After clearing the first two courses, you unlock the third and final stage: Paris. That’s right, there are only three courses in Felony 11-79. It’s a very short game… if you’re just trying to get to the ending. There’s more to the game than that, though. As mentioned, there are plenty of hidden shortcuts to find, and you can always try to beat your high scores: there’s even a separate time trial mode. Plus, there are a bunch of extra cars to unlock, ranging from more powerful “normal” vehicles and rally cars to more interesting offerings like a city bus, a remote controlled car and a goddamn tank. The extra cars are unlocked in a variety of ways; sometimes by just clearing a stage, or by racking up a certain amount of cash by crashing into lots of things. Some are less easy to unlock, like the ones that require you to finish a stage without taking any damage. I regret that I will not be able to show you any vehicles unlocked via that method. Getting through a Felony 11-79 course with no damage is like trying to get through your friends’ Facebook feed without the feeling the existential dread that everyone is doing way better than you.


Back to France, and the mission has a slightly unusual set-up this time. You’ve got to find the silver staff, which is hidden in a statue. Crash into the statue to get the staff, naturellement. However, you also have to hit a telephone booth in order to summon your extraction helicopter, and the phone booths are everywhere. You can see a bunch of them on the map here, often placed in awkward, out of the way places, and the first time through this stage I wasted a bunch of time travelling backward to investigate these dots in case one of them was the statue. As it turns out, you can just ignore them and hit a telephone booth much later in the stage.


The statue is actually located at the far end of the game’s trickiest section: a maze-like warren of twisting paths and dead ends full of Parisian glamour and smashable flowerpots that don’t half slow your car down. It’s a nightmare to navigate at any kind of speed.


Good job you can avoid it by driving into the tunnels of the Paris Metro, really. Of course, getting your car back out of the subway is tricky, but it’s still faster than than negotiating Labyrintheville.


There’s one other major drawback to travelling via the subway, of course. Can’t argue with one million dollars, I suppose, but hitting the subway car did seem to ram me five hundred meters back the way I came, as you might expect. Swings and roundabouts, as they say.


I’ve found the statue and obviously I crashed into it, so now all I need to do is hit a phone box and dash towards the docks where the helicopter will be waiting to pick me up. From here it’s mostly smooth driving – and the opportunity to drive through a river, if you like – until you reach the docks.

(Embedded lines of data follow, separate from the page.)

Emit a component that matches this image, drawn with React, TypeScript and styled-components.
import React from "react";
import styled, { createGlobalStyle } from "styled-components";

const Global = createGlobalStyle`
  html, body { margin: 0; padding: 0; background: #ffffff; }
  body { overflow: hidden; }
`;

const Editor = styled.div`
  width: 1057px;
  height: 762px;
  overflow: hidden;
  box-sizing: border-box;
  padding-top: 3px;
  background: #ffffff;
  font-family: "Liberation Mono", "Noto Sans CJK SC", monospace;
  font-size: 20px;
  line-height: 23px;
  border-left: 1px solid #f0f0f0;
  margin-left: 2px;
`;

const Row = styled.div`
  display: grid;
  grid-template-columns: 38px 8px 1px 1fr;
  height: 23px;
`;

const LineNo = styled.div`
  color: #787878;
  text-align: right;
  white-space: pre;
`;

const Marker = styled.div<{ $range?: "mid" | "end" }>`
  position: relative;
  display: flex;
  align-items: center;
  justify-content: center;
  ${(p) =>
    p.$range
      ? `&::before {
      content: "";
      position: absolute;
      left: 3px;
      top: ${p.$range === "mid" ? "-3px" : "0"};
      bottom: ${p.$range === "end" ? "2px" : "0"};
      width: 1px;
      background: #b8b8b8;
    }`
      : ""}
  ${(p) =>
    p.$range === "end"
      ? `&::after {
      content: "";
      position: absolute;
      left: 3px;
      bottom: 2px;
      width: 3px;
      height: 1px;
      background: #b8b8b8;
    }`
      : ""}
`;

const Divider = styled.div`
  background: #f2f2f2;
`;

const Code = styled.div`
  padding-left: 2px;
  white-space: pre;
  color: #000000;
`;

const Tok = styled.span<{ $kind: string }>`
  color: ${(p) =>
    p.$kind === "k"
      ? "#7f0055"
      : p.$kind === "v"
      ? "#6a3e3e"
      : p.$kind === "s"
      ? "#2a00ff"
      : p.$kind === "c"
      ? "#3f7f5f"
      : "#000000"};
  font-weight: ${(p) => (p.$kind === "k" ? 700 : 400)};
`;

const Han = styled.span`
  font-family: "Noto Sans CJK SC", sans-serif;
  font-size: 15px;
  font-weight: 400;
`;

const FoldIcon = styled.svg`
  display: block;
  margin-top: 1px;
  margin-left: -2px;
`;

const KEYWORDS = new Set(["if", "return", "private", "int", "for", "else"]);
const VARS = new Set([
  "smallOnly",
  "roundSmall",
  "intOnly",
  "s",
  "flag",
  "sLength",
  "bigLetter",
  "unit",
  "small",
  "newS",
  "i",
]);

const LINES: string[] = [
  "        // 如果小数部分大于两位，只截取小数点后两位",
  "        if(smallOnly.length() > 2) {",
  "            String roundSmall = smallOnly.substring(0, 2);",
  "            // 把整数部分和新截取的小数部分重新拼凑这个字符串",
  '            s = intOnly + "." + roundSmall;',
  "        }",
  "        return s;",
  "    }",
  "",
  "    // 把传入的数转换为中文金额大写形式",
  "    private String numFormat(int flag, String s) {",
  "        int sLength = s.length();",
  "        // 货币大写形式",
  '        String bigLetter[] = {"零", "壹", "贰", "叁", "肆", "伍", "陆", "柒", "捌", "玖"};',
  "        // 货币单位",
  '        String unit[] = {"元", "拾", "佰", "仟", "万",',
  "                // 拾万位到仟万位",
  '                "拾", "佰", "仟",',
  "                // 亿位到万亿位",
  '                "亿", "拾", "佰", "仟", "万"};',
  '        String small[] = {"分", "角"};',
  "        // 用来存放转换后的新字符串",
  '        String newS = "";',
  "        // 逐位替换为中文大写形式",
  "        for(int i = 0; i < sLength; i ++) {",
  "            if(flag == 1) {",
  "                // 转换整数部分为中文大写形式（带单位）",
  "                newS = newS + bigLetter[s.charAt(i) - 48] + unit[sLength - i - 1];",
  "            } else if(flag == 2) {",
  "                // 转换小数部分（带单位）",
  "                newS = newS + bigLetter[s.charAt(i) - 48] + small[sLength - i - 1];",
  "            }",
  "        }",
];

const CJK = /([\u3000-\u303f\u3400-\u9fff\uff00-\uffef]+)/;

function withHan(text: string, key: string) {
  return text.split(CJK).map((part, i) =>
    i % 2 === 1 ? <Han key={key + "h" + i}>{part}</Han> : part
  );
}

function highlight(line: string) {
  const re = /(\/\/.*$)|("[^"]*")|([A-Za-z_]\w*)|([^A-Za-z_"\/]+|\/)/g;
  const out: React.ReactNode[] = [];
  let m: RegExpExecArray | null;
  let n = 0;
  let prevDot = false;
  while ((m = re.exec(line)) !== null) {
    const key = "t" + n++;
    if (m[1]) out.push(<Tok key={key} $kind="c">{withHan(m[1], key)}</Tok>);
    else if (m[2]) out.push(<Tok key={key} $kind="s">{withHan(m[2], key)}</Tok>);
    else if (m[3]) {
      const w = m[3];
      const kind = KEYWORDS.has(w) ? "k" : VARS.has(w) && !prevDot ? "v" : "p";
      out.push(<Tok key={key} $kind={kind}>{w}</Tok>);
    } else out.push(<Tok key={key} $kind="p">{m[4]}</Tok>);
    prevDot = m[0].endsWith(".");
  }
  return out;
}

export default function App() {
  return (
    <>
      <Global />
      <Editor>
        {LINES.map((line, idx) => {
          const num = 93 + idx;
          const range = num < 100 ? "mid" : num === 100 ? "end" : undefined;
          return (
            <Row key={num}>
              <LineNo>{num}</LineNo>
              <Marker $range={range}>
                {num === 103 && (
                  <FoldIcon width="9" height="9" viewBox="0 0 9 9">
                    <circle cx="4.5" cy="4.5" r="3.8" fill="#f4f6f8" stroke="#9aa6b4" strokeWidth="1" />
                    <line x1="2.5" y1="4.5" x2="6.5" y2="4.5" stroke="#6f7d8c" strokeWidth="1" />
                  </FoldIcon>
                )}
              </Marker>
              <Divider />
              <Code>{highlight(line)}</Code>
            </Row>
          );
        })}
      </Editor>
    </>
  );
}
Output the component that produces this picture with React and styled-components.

Unfortunately some inconsiderate fool built a supermarket right in front of the docks, and you must drive through it to reach the goal. I imagine the driver is used to this. He didn’t bother getting out of his car to steal the priceless artefact, so why would he do so when he’s stocking up on toilet roll and chocolate biscuits? I can just see him blasting through Aldi, hanging a basket out of the window to scoop up tins of hlaf-price chicken soup.

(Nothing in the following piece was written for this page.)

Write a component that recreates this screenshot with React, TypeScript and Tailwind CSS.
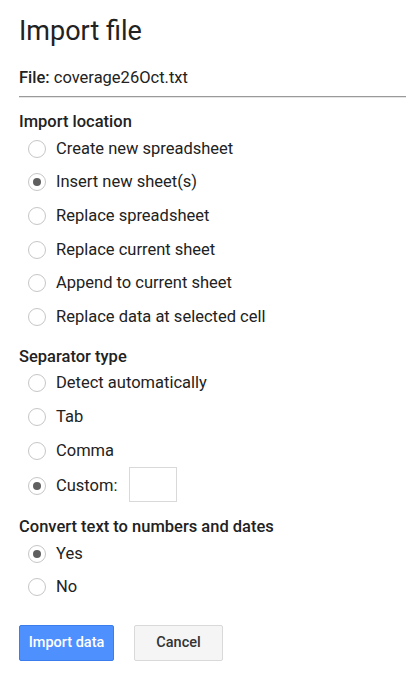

Away I go, carried off in a shipping container that I hope someone thought to poke breathing holes into. That marks the end of Felony 11-79’s story mode; a mode that ended too soon. I was having a lot of fun with it, and I wish the game did have more courses. Oh well, we’ve got the ending to look forward to, at least.


It’s not a long ending. The keys are assembled, Albert Brookmond IV opens the casket and immediately gets his face melted off, Raiders of the Lost Ark style. The casket is shown to be full of gold coins, though, so maybe Brookmond simply wasn't pure enough of heart to receive the trasure within. That hubris, that is.

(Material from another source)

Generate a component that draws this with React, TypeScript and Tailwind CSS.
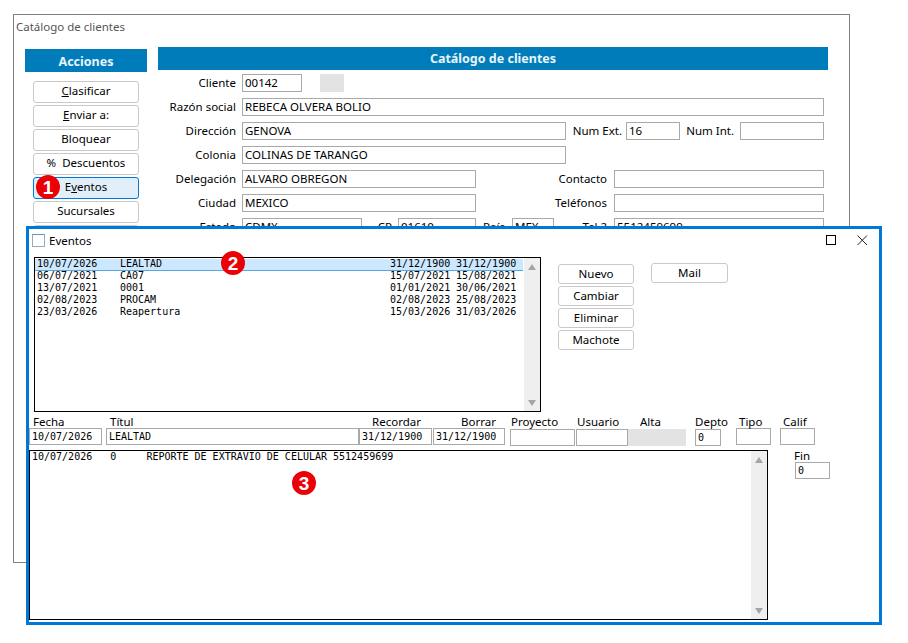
import React from "react";

const F = "font-['Noto_Sans',sans-serif]";
const M = "font-['DejaVu_Sans_Mono',monospace]";

function Badge({ n, cls }: { n: string; cls: string }) {
  return (
    <div className={`absolute w-6 h-6 rounded-full bg-[#ec0008] text-white flex items-center justify-center text-[19px] leading-none font-bold font-['Liberation_Sans',sans-serif] ${cls}`}>
      {n}
    </div>
  );
}

function Field({ w, v = "", cls = "" }: { w: string; v?: string; cls?: string }) {
  return (
    <div className={`h-[18px] border border-[#a9a9a9] bg-white pl-[2px] text-[11.5px] leading-[15px] text-black whitespace-nowrap overflow-hidden shrink-0 ${w} ${cls}`}>
      {v}
    </div>
  );
}

function Lbl({ w, t, cls = "" }: { w: string; t: string; cls?: string }) {
  return <div className={`text-right text-[11.5px] leading-[18px] text-black whitespace-nowrap shrink-0 ${w} ${cls}`}>{t}</div>;
}

function Btn({ children, active = false }: { children: React.ReactNode; active?: boolean }) {
  return (
    <div className={`w-[106px] h-[22px] rounded-[3px] border text-[11.5px] leading-[18px] text-center text-black ${active ? "border-[#0078d7] bg-[#e1effa]" : "border-[#c9c9c9] bg-white"}`}>
      {children}
    </div>
  );
}

function SmallBtn({ t, w = "w-[76px]" }: { t: string; w?: string }) {
  return <div className={`h-[20px] rounded-[3px] border border-[#c9c9c9] bg-white text-[11.5px] leading-[18px] text-center text-black ${w}`}>{t}</div>;
}

function Scroll({ h }: { h: string }) {
  return (
    <div className={`w-4 bg-[#efefef] flex flex-col items-center justify-between pt-[6px] pb-[5px] shrink-0 ${h}`}>
      <div className="w-0 h-0 border-x-[4px] border-x-transparent border-b-[6px] border-b-[#a5a5a5]" />
      <div className="w-0 h-0 border-x-[4px] border-x-transparent border-t-[6px] border-t-[#a5a5a5]" />
    </div>
  );
}

const rows = [
  ["10/07/2026", "LEALTAD", "31/12/1900", "31/12/1900"],
  ["06/07/2021", "CA07", "15/07/2021", "15/08/2021"],
  ["13/07/2021", "0001", "01/01/2021", "30/06/2021"],
  ["02/08/2023", "PROCAM", "02/08/2023", "25/08/2023"],
  ["23/03/2026", "Reapertura", "15/03/2026", "31/03/2026"],
];

function Col({ w, label, v = "", gray = false, labelCls = "", top = "mt-[16px]", ml = "ml-0" }: { w: string; label: string; v?: string; gray?: boolean; labelCls?: string; top?: string; ml?: string }) {
  return (
    <div className={`relative shrink-0 ${w} ${ml} ${top}`}>
      <div className={`absolute text-[11.5px] leading-[16px] text-black whitespace-nowrap ${labelCls}`}>{label}</div>
      <div className={`h-[17px] ${gray ? "bg-[#e3e3e3]" : "border border-[#a9a9a9] bg-white"} pl-[2px] text-[10px] leading-[15px] text-black ${M}`}>{v}</div>
    </div>
  );
}

export default function App() {
  return (
    <div className={`relative w-[908px] h-[643px] bg-white overflow-hidden pt-[14px] pl-[13px] ${F}`}>
      <div className="w-[837px] h-[549px] border border-[#808080] bg-white">
        <div className="h-[32px] pl-[2px] pt-[3px] text-[11.5px] leading-[18px] text-[#555]">Catálogo de clientes</div>
        <div className="flex">
          <div className="w-[122px] ml-[11px] mt-[2px] shrink-0">
            <div className="h-[23px] bg-[#007cba] text-[#e8f4fb] text-[12.5px] font-bold leading-[25px] text-center">Acciones</div>
            <div className="flex flex-col gap-[2px] ml-[8px] mt-[9px]">
              <Btn><span className="underline">C</span>lasificar</Btn>
              <Btn><span className="underline">E</span>nviar a:</Btn>
              <Btn>Bloquear</Btn>
              <Btn>%&nbsp;&nbsp;Descuentos</Btn>
              <Btn active>E<span className="underline">v</span>entos</Btn>
              <Btn>Sucursales</Btn>
              <Btn>&nbsp;</Btn>
            </div>
          </div>
          <div className="w-[670px] ml-[11px]">
            <div className="h-[23px] bg-[#007cba] text-[#e8f4fb] text-[12.5px] font-bold leading-[24px] text-center">Catálogo de clientes</div>
            <div className="flex flex-col gap-[6px] mt-[4px]">
              <div className="flex">
                <Lbl w="w-[78px]" t="Cliente" />
                <Field w="w-[60px] ml-[6px]" v="00142" />
                <div className="w-[24px] h-[18px] ml-[18px] bg-[#e3e3e3]" />
              </div>
              <div className="flex">
                <Lbl w="w-[78px]" t="Razón social" />
                <Field w="w-[582px] ml-[6px]" v="REBECA OLVERA BOLIO" />
              </div>
              <div className="flex">
                <Lbl w="w-[78px]" t="Dirección" />
                <Field w="w-[324px] ml-[6px]" v="GENOVA" />
                <Lbl w="w-[56px]" t="Num Ext." />
                <Field w="w-[54px] ml-[4px]" v="16" />
                <Lbl w="w-[54px]" t="Num Int." />
                <Field w="w-[84px] ml-[6px]" />
              </div>
              <div className="flex">
                <Lbl w="w-[78px]" t="Colonia" />
                <Field w="w-[324px] ml-[6px]" v="COLINAS DE TARANGO" />
              </div>
              <div className="flex">
                <Lbl w="w-[78px]" t="Delegación" />
                <Field w="w-[234px] ml-[6px]" v="ALVARO OBREGON" />
                <Lbl w="w-[131px]" t="Contacto" />
                <Field w="w-[210px] ml-[7px]" />
              </div>
              <div className="flex">
                <Lbl w="w-[78px]" t="Ciudad" />
                <Field w="w-[234px] ml-[6px]" v="MEXICO" />
                <Lbl w="w-[131px]" t="Teléfonos" />
                <Field w="w-[210px] ml-[7px]" />
              </div>
              <div className="flex">
                <Lbl w="w-[78px]" t="Estado" />
                <Field w="w-[120px] ml-[6px]" v="CDMX" />
                <Lbl w="w-[30px]" t="CP" />
                <Field w="w-[78px] ml-[6px]" v="01610" />
                <Lbl w="w-[29px]" t="País" />
                <Field w="w-[42px] ml-[7px]" v="MEX" />
                <Lbl w="w-[53px]" t="Tel 2" />
                <Field w="w-[210px] ml-[7px]" v="5512459699" />
              </div>
            </div>
          </div>
        </div>
      </div>

      {/* Eventos window */}
      <div className="absolute left-[26px] top-[226px] w-[856px] h-[399px] border-[3px] border-[#0078d7] bg-white flex flex-col">
        <div className="h-[28px] flex items-start pt-[3px] relative shrink-0">
          <div className="ml-[3px] mt-[2px] w-[13px] h-[13px] border border-[#9aa9bd] border-t-[#6f8fb8] bg-white" />
          <div className="ml-[4px] text-[11.5px] leading-[18px] text-black">Eventos</div>
          <svg className="absolute left-[796px] top-[5px]" width="12" height="12" viewBox="0 0 12 12" fill="none" stroke="#000" strokeWidth="1"><rect x="1.5" y="1.5" width="9" height="9" /></svg>
          <svg className="absolute left-[827px] top-[5px]" width="12" height="12" viewBox="0 0 12 12" fill="none" stroke="#222" strokeWidth="1"><path d="M1.5 1.5l9.5 9.5M11 1.5l-9.5 9.5" /></svg>
        </div>

        <div className="flex h-[155px] shrink-0">
          <div className={`ml-[5px] w-[507px] h-[155px] border border-black flex ${M} text-[10px] leading-[10px] text-black`}>
            <div className="w-[488px] pt-[1px] shrink-0">
              {rows.map((r, i) => (
                <div key={i} className={`flex h-[12px] whitespace-pre ${i === 0 ? "bg-[#cce8ff] border-b border-[#5aa7e0]" : ""}`}>
                  <span className="w-[85px] pl-[2px]">{r[0]}</span>
                  <span className="w-[270px]">{r[1]}</span>
                  <span className="w-[66px]">{r[2]}</span>
                  <span className="w-[66px]">{r[3]}</span>
                </div>
              ))}
            </div>
            <div className="w-px shrink-0" />
            <Scroll h="h-[153px]" />
          </div>
          <div className="flex flex-col gap-[2px] ml-[17px] mt-[7px]">
            <SmallBtn t="Nuevo" />
            <SmallBtn t="Cambiar" />
            <SmallBtn t="Eliminar" />
            <SmallBtn t="Machote" />
          </div>
          <div className="ml-[17px] mt-[6px]">
            <SmallBtn t="Mail" w="w-[77px]" />
          </div>
        </div>

        <div className="flex h-[38px] items-start shrink-0">
          <Col w="w-[73px]" label="Fecha" v="10/07/2026" labelCls="left-[4px] -top-[14px]" />
          <Col w="w-[253px]" ml="ml-[4px]" label="Títul" v="LEALTAD" labelCls="left-[4px] -top-[14px]" />
          <Col w="w-[73px]" label="Recordar" v="31/12/1900" labelCls="right-[11px] -top-[14px]" />
          <Col w="w-[72px]" ml="ml-px" label="Borrar" v="31/12/1900" labelCls="right-[9px] -top-[14px]" />
          <Col w="w-[65px]" ml="ml-[5px]" top="mt-[17px]" label="Proyecto" labelCls="left-[1px] -top-[15px]" />
          <Col w="w-[52px]" ml="ml-px" top="mt-[17px]" label="Usuario" labelCls="left-[1px] -top-[15px]" />
          <Col w="w-[58px]" top="mt-[17px]" gray label="Alta" labelCls="left-[12px] -top-[15px]" />
          <Col w="w-[26px]" ml="ml-[9px]" top="mt-[17px]" label="Depto" v="0" labelCls="left-0 -top-[15px]" />
          <Col w="w-[35px]" ml="ml-[15px]" label="Tipo" labelCls="left-[3px] -top-[14px]" />
          <Col w="w-[35px]" ml="ml-[9px]" label="Calif" labelCls="left-[3px] -top-[14px]" />
        </div>

        <div className="flex h-[170px] shrink-0">
          <div className={`w-[739px] h-[170px] border border-black flex ${M} text-[10px] leading-[12px] text-black`}>
            <div className="w-[721px] whitespace-pre pl-[2px] shrink-0">10/07/2026   0     REPORTE DE EXTRAVIO DE CELULAR 5512459699</div>
            <Scroll h="h-[168px]" />
          </div>
          <div className="relative ml-[27px] mt-[12px] w-[35px] h-[17px]">
            <div className="absolute -top-[14px] -left-px text-[11.5px] leading-[16px] text-black">Fin</div>
            <div className={`w-[35px] h-[17px] border border-[#a9a9a9] bg-white pl-[2px] text-[10px] leading-[15px] text-black ${M}`}>0</div>
          </div>
        </div>
      </div>

      <Badge n="1" cls="left-[36px] top-[175px]" />
      <Badge n="2" cls="left-[221px] top-[251px]" />
      <Badge n="3" cls="left-[292px] top-[471px]" />
    </div>
  );
}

The driver looks real smug about this turn of events. He must have been paid in advance. Game over!
And what a fun little game it was. Something of a minor hidden gem, I’d say, and quite possibly that most arcade-y videogame I’ve ever played that wasn’t, you know, an arcade game. Felony 11-79 is one of those games that picks one thing to do and does it in a way that’s wholly it’s own, resulting in an experience that’s by no means perfect but which possesses a certain energy, a sense of uniqueness, that I can’t help but find very appealing.


The negatives are significant enough to make Felony 11-79 fall a long way short being a true classic, of course. Technical issues with messy (and sometimes downright ugly) graphics and occasionally frustrating camera twirls can make the game a bit of a pain at times, especially when the random nature of the crashes causes you to lose more time that you ought to because you can’t see how to extricate yourself from the twisted wreckage. The controls can be slippery, and it's surprisingly dificult to get your car driving in a straight line rather than veering across the road. Then there’s the crashes themselves. Smashing into every available object, vehicle and roadside decoration is a big part of Felony 11-79's appeal, but this does mean that the slightest contact triggers a “collision” and the game would play a bit more smoothly if this wasn’t the case and, for example, gently rubbing the side of another car as you pass it didn’t cause it to explode. It doesn’t help that the hitboxes (especially on the cars) feel very big and, well, boxy; I had plenty of crashes where I was sure I’d avoided the obstacle in question but the hitbox decided otherwise.


None of that stops Felony 11-79 being a ton of fun to play, though. Unlocking the secret vehicles gives the game some much-needed extra longevity, and I like how the game’s various meters and scoring systems come together. You need to get to the goal within the time limit, but you might also want to score lots of cash… but your car can’t be allowed to blow up, so you’re playing those three things against each other. You choice of vehicle also factors into this, as you decide whether to take something like the city bus that can ram its way through any traffic jam but isn’t exactly nimble or maybe plump for the Vespa scooter, which is so small it can find extra shortcuts. All this adds just enough complexity to “drive fast” formula to keep Felony 11-79 interesting beyond the initial novelty of playing a driving game that hands out cash prizes for crashing.


In short, I love Felony 11-79 and all its goofy charms. You should give it a try. It’s also got a few sequels, including one on the 3DS, so maybe I’ll check those out at some point. For now, though, I’ll crank up the surf rock and try to get the hang of some of the cars in this game that are manual transmission only. And you though I crashed a lot before.